Mary, Mary quite contrary, how does your garden grow?

Lothlorien

Active Member
We'll be doing ours this weekend. Tomatoes, Basil Peppers, Cucumbers, zucchini (if I can get them to gow!).

Add a few tablespoons of epsom salts to your garden....will make the plants bigger and yield more (and it's not bad for you to eat either). Do that for your trees and flowers too.
 

Marguerite

Active Member
I have a lovely patch of dandelions

Pick the flowers (and maybe the leaves as well) and use them in a salad. Then they won't set seed and re-grow.

With our garden, bear in mind it is now late autumn in Sydney, but because we are a frost-free area, we can grow stuff in winter too.

Herbs - most are settling down for winter. Basil is just about finished although I've continued pinching some of it back so I'll have some for a while. Parsley - I can usually keep it going through winter. Thyme, oregano & mint are getting woody but still in leaf. Tarragon is currently flowering (or trying to) but I just cut it back hard, cutting off the flower heads, to make a litre of concentraqted (boiled down, reduced) tarragon vinegar. That will allow me to make bearnaise sauce through winter, even whwen the tarragon is dormant in the soil.

Vegetables - currently we are picking loads of lettuce (oak-leaf) which is so thick it is in danger of choking itself in the garden. Brussels sprouts - caterpillars got to one plant but I think it's still alive even though I thought the heart had been eaten out of it. The other plant is flourishing, but still small. I should plant beans now, haven't yet (easy child's wedding slowed me down). Instead, I have tomatoes self-seedede all tyrough the vegetable bed and I need to remove them, they won't do much over winter (I speak from experience). However, if I can warm the roots they might fruit for me. So I'm planning on planting them in upside-down plastic pots (made from clear juice bottles) and growing them against the (metal) fence.

Other vegetables - bok choi (just about finished, they're hidden somewhere beneath the tomatoes), some other Asian greens (I've forgotten what they're called, I just know how to cook it). Fresh chillies are still growing, more fruiting on my small potted chilli bush. Snow peas currently in flower plus a few pods already developing.

I've got some violas to plant out also, we do still get flowers in winter.

One herb I can recommend, if you can find it - salad burnet. It is supposed to stay green through winter, it's pretty (looks like a green fountain of round serrated leaves on long stems) and has a mild cucumber taste. Youcan eat the young leaves in a salad or cook the older larger leaves. I read that because it stays green and growing when just about everything else is asleep beneath the snow, it used to be used to ward off scurvy in winter, eaten as a vegetable or in a salad. Not tat we have snow where we are.
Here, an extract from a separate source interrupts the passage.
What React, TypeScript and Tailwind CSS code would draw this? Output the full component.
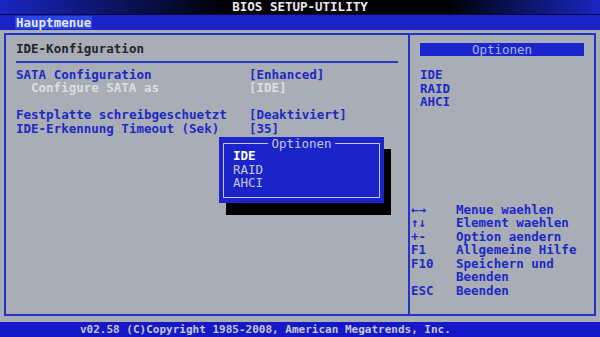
const font = { fontFamily: '"DejaVu Sans Mono", "Liberation Mono", monospace' };

const settings = [
  { label: "SATA Configuration", value: "[Enhanced]", sub: false },
  { label: "Configure SATA as", value: "[IDE]", sub: true },
  { label: "", value: "", sub: false },
  { label: "Festplatte schreibgeschuetzt", value: "[Deaktiviert]", sub: false },
  { label: "IDE-Erkennung Timeout (Sek)", value: "[35]", sub: false },
];

const help = [
  { key: "←→", text: "Menue waehlen" },
  { key: "↑↓", text: "Element waehlen" },
  { key: "+-", text: "Option aendern" },
  { key: "F1", text: "Allgemeine Hilfe" },
  { key: "F10", text: "Speichern und" },
  { key: "", text: "Beenden" },
  { key: "ESC", text: "Beenden" },
];

export default function App() {
  return (
    <div
      className="relative flex h-[337px] w-[600px] flex-col overflow-hidden bg-[#a9adb6] text-[12.5px] leading-[13.5px] font-bold"
      style={font}
    >
      <div className="flex h-[14px] items-center justify-center bg-[linear-gradient(90deg,#1a26c4_0%,#000_38%,#000_74%,#1a26c4_100%)] text-[#e8e8ee]">
        BIOS SETUP-UTILITY
      </div>
      <div className="flex h-[16px] items-center border-t border-[#050a40] bg-[#1a22c8] pl-[15px]">
        <span className="bg-[#2a44e6] px-[1px] text-[#e6e8ff]">Hauptmenue</span>
      </div>

      <div className="flex-1 px-[4px] pt-[3px] pb-[6px]">
        <div className="flex h-full border-2 border-[#2434c4]">
          <div className="flex w-[404px] flex-col border-r-2 border-[#2434c4] pl-[10px] pt-[7px]">
            <div className="text-[#22242e]">IDE-Konfiguration</div>
            <div className="mt-[5px] mb-[5px] mr-[10px] h-[2px] bg-[#2a3ac8]" />
            {settings.map((s, i) => (
              <div key={i} className="flex h-[13.5px]">
                <span className={`w-[233px] ${s.sub ? "pl-[15px] text-[#dcdde4]" : "text-[#1c2ac4]"}`}>{s.label}</span>
                <span className={s.sub ? "text-[#dcdde4]" : "text-[#1c2ac4]"}>{s.value}</span>
              </div>
            ))}
          </div>

          <div className="flex flex-1 flex-col pt-[8px] text-[#1c2ac4]">
            <div className="ml-[10px] mr-[10px] flex h-[13px] items-center justify-center bg-[#1a26cc] font-normal text-[#a9b8ec]">
              Optionen
            </div>
            <div className="mt-[12px] ml-[10px]">
              <div>IDE</div>
              <div>RAID</div>
              <div>AHCI</div>
            </div>
            <div className="mt-[94px] ml-[1px] flex flex-col">
              {help.map((h, i) => (
                <div key={i} className="flex h-[13.5px]">
                  <span className="w-[45px]">{h.key}</span>
                  <span>{h.text}</span>
                </div>
              ))}
            </div>
          </div>
        </div>
      </div>

      <div className="flex h-[15px] items-center bg-[#1618c8] pl-[80px] text-[11px] text-[#c4c8dc]">
        v02.58 (C)Copyright 1985-2008, American Megatrends, Inc.
      </div>

      <div className="absolute left-[219px] top-[137px] h-[66px] w-[165px] bg-[#1a24c8] px-[4px] pt-[6px] pb-[5px] shadow-[7px_12px_0_0_#000]">
        <div className="relative h-full border border-[#c4c8e4] pl-[9px] pt-[5px]">
          <div className="absolute left-0 right-0 -top-[6px] flex justify-center leading-[11px]">
            <span className="bg-[#1a24c8] px-[3px] font-normal text-[#c4c8e4]">Optionen</span>
          </div>
          <div className="text-white">IDE</div>
          <div className="font-normal text-[#c4c8e4]">RAID</div>
          <div className="font-normal text-[#c4c8e4]">AHCI</div>
        </div>
      </div>
    </div>
  );
}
ON the windowsill I have a candy pink miniature cyclamen. To keep it happy, I put ice cubes on it occasionally. Our winter nights here rarely drop below 10 C (50 F). I know, I'm a wimp!

But it does mean I can keep gardening all year round, even if it slows down a lot over winter.

Marg
 

Fran

Former desparate mom
My mom makes salad out of fresh young dandelions. It's a more bitter salad and she loves it.
I grow tomatoes and zucchini. I may try onions again. I love picking a tomatoe off the branch and eating it with a little salt. Brings back memories of childhood where my dad made a huge garden. I'm sort of situated in the woods so any bunny worth his weight gets in to try to eat everything in site. Despite our best attempts with fencing. Deer aren't too impressed with fencing either. LOL.

Right, now I am in the middle of planting containers. It ends up taking a few days.
 

mstang67chic

Going Green
I grow dirt and rocks. Maybe some pineneedles. I have a black thumb. Maybe one day I will try to garden, and see if things grow or die.

LOL I kill any house plants within 20 yards of the house but the garden does ok. It really isn't that hard as long as you have good sun and good soil. We only use seed for the corn, everything else I get starter plants from the nursery. Weed as needed, water if needed (in the evening so you don't fry the plants) and just wait!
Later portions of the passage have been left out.